The movie started off pretty promising. There was a great premise: a U.S. air marshall is set up to look like he’s hijacking a plane. People die every 20 minutes (thank you Liam Neeson). Text messages keep coming to the air marshall’s phone. Lady Mary frowns and looks concerned a lot. And yet no one can figure out who’s behind the attack.
Eventually Liam Neeson kills enough people that the cast gets narrowed down to the real bad guy, but unfortunately the cocaine-enshrouded bomb is only minutes away from going off (I may have skipped a few major plot points). And then…
AND THEN…
And then…the movie switched from being a decent summer semi-might-have-been-a-blockbuster-event to employing every awful action movie and romantic cliche that’s ever graced the silver screen. There’s a sweet moment with a scared little girl. A sudden drop in altitude which allows a gun to float before the hero at the exact right second. An emergency landing in which everything goes wrong: a wall rips out of the plane, the wheels collapse, the little girl is dangling by a seat belt…
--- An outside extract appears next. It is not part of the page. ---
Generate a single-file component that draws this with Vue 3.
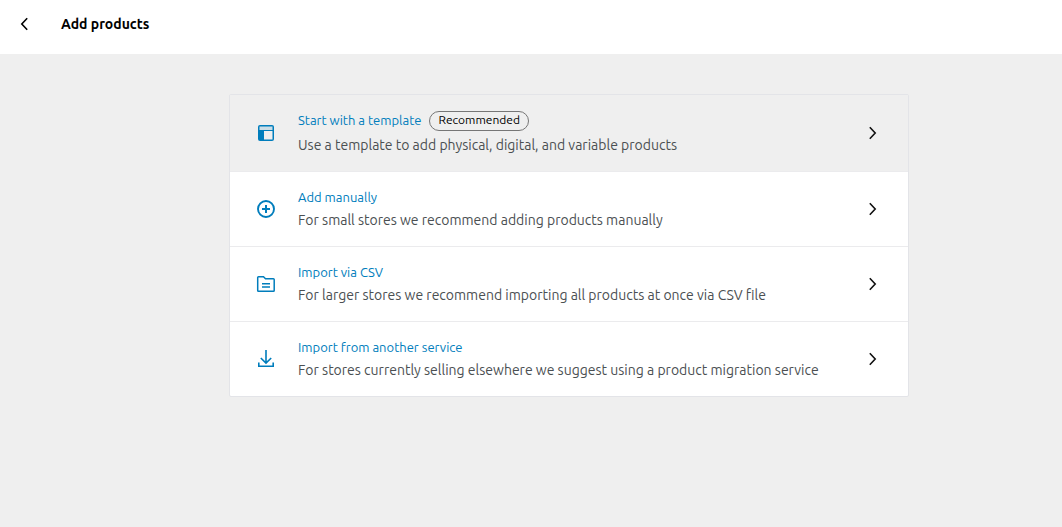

It’s like the first hour and twenty minutes of the film was written by the Wachowski brothers, and the last fifteen was handed over to Nicholas Sparks. And at the end of it all, Merriem, Jacob, Austin, and I just looked at each other and said, “Huh?”
Great hello.
Awful goodbye.
I’m afraid we have plenty of bad goodbyes in our weekend services. If we plan, we typically plan for the first few minutes: first time guest tent, greeters at the door, parkers in the lot, coffee at the bar. But what happens at the end? Do we plan for volunteers to be there as our guests are leaving? Do we plan for the goodbye? Do we keep the same momentum at the end of the service as we do at the beginning?
Do we start with The Matrix and end with The Notebook?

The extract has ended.